Reviews

This Is The Kit Off Off On

“You won’t make this change by slagging things off,” warns Kate Stables to herself as much as anyone on ‘Carry Us Please’. “Go get some ideas, now what have you got?” 

By the release of 2017’s career-best Moonshine Freeze, Paris-based Stables had been steering her This Is The Kit project across four albums, developing as an intimate and crisp songwriter but deviating little from her sparse, though gorgeously arranged, new folk template. On Off Off On, whilst the emotional range of its predecessor may be slightly narrowed, there’s a commitment to broadening the sonic palette that frames Stables’ writing. 
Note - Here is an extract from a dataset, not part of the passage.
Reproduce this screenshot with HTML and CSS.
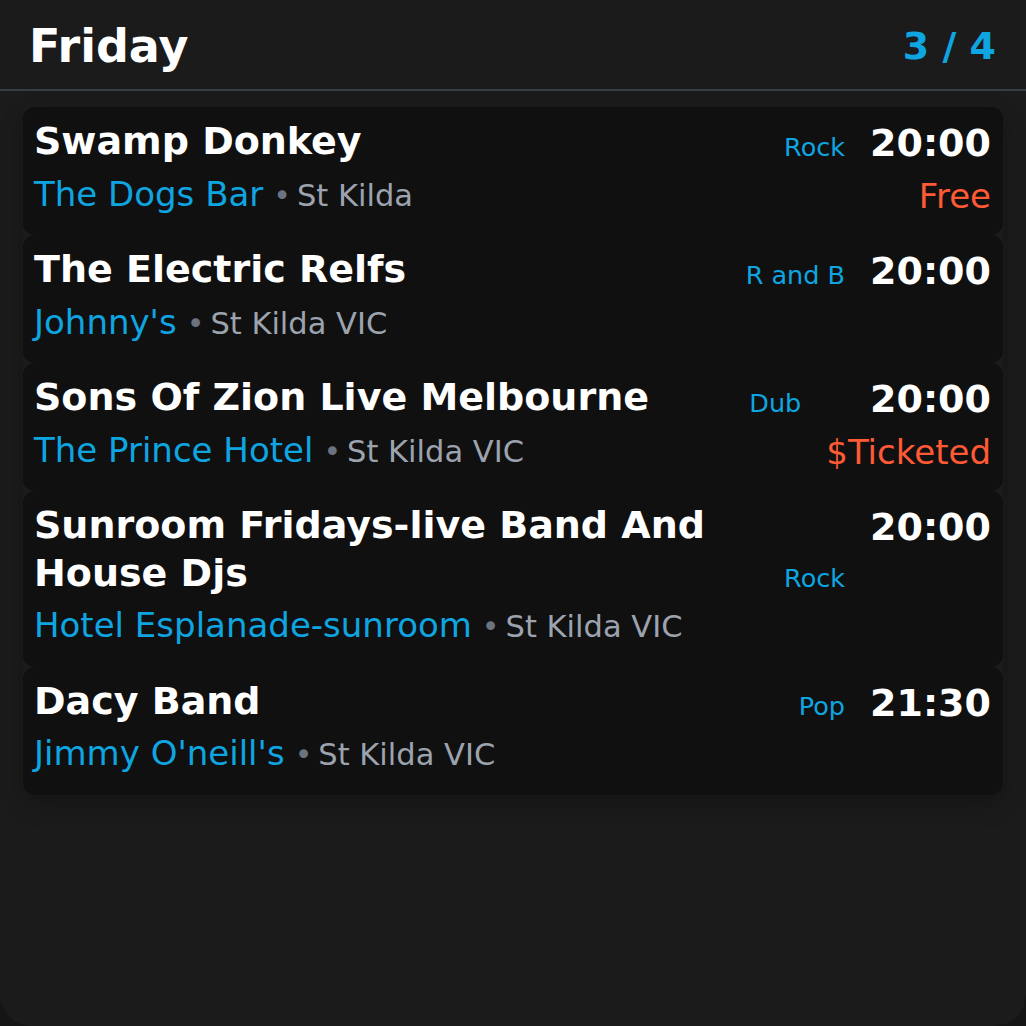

Working with producer Josh Kaufman, together they’ve crafted something that gives life to an always-dormant Robert Wyatt influence – jazz trumpet is used less as an ornament, as on previous records, and pushed further to the centre. On tracks like the soothing ‘Starting Again’, it adds heart and enigma to Stables’ writing. And as a writer she remains a novelistic marker of the internal life. “This is what they want, why are you still here? This is what they said, this is what you get,” she sings on the excellent ‘This is What You Did’, flitting between anxiety attack and self-help mantra. ‘Coming to Get You Nowhere’ is similarly redemptive, its nursery rhyme vocal and glitchy drumming even evoking Stereolab. When it swerves the wheel from a tendency towards widescreen but gutless National-style indie, as This Is The Kit Stables remains an engaging voice on this intimate record.